Pork ‘noodles’, piggy tea, mustards, kombu and shony

This beguiling dish from Alyn Williams features noodles, but not as you might know them - using strips of compressed pork skin. An aromatic broth of seaweed and herbs adds even more interest to this pork skin noodles recipe.

First published in 2015




Pig skin noodles

Pork broth

To clarify the stock



  • Food processor or blender
  • Muslin cloth
  • Blowtorch
  • Fine strainer


Begin by preparing the pig skin. Use a sharp knife to remove as much fat from the inside of the belly skin as possible. Turn over and use a blowtorch to burn off any hairs
Place into a suitable container, so that the skin lies flat, and cover generously with rock salt. Seal with cling film and allow to cure for 2 hours in the fridge. Remove from the fridge and wash thoroughly under cold water. Pat dry, cut into 3 12cm squares and set aside while you prepare the marinade
For the marinade, combine all of the ingredients in a suitable saucepan and place over a medium heat. Stir occasionally as the marinade comes to the boil and ensure the sugar is completely dissolved
Remove from the heat and allow to infuse as it cools. Once it has cooled to room temperature, pour over the pig skin squares and leave to marinate in the fridge for 24 hours
Once ready to cook the skin, preheat the oven to 110°C
Remove from the fridge and place in a baking dish. Cook for 2 1/2 hours until the skin is very soft and gelatinous in texture. Remove, allow to cool and strain off the wine, reserving for the broth
Taking great care as it will be very gelatinous, place each piece on top of each other to form a uniform 3 layered square. Carefully place into a freezer bag and store on a tray pressed down with weights in the fridge for 12 hours
In the restaurant, Alyn will freeze the skin and use a meat slicer to make the 'noodles'. However, at home, once the pig skin is completely cool, remove from the freezer bag and use a hot sharp knife to slice into very thin 1-2mm strips.

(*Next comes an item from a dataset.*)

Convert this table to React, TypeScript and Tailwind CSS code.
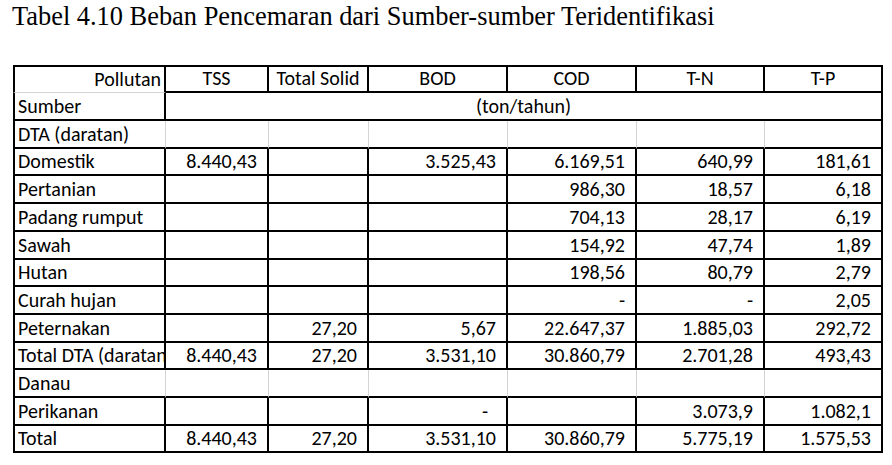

Cover and place in the fridge until required
For the pork consommé, place a large saucepan over a high heat and add a good dash of vegetable oil. Once the oil is hot, add the pork offcuts and cook until dark golden brown. Use a slotted spoon to remove the meat
  • vegetable oil
  • 500g of pork, off-cuts
In the same pan, add the oil and all the vegetables, cooking until they reach a dark golden colour. Add the thyme and bay and return the browned pork to the pan
Season with black pepper and salt and add the vinegar and soy. Reduce by 1/3 and add the chicken stock. Ensure the chicken stock is at room temperature when added in order to extract optimum flavour
Bring to the boil, skim away any scum that has risen to the surface and reduce to a simmer. Continue to simmer for 30-40 minutes, tasting every few minutes towards the end of this process until the sauce concentrates in flavour and is nicely balanced
Add the reserved cooking liquid/marinade from the pig skin braise, remove from the heat and allow to cool. After 10 minutes, strain through a fine strainer and again through muslin
This process should yield 1200-1400ml of broth. Allow to cool and set aside in the fridge until required
To clarify the pork broth, place all of the ingredients, apart from the egg whites, into a food processor with a blade attachment. Pulse until all of the ingredients are combined but not turned to mush. Add the egg white and pulse again to just combine
Add the cold pork broth to a saucepan and mix in the pork mince mixture. Place over a medium heat and bring to a simmer, stirring the base of pan to stop the mix catching and burning
Once the proteins in the mixture start to set, the raft should start to rise to the surface. During this time, ensure the mix is moving at a gentle simmer, turning the pot every 10 minutes for 45-60 minutes to ensure the distribution of heat is even
Using a wide slotted spoon, carefully remove the raft. Strain the leftover clear liquid through a fine strainer and again through muslin cloth that has been folded over 8 times. Cool and set aside until required
To prepare the teapot diffuser, add a little dried marjoram, wild garlic, coriander stalks, chervil, shony and kombu. Warm the consommé, pour through the diffuser into the teapot and set aside while you prepare the bowls
Add 4-5 slices of the pig skin noodles to each bowl and garnish with seasonal herbs such as mustard cress, marjoram and mustard flowers, or you can use other herbs such as chervil. Pour the hot infused consommé into each bowl and serve warm
First published in 2015

Alyn Williams has worked at some of the very best kitchens in Britain, training for many years under Marcus Wareing and Gordon Ramsay. His plates display his own unique culinary personality – brilliantly accomplished, playful and with remarkable interplay of flavours.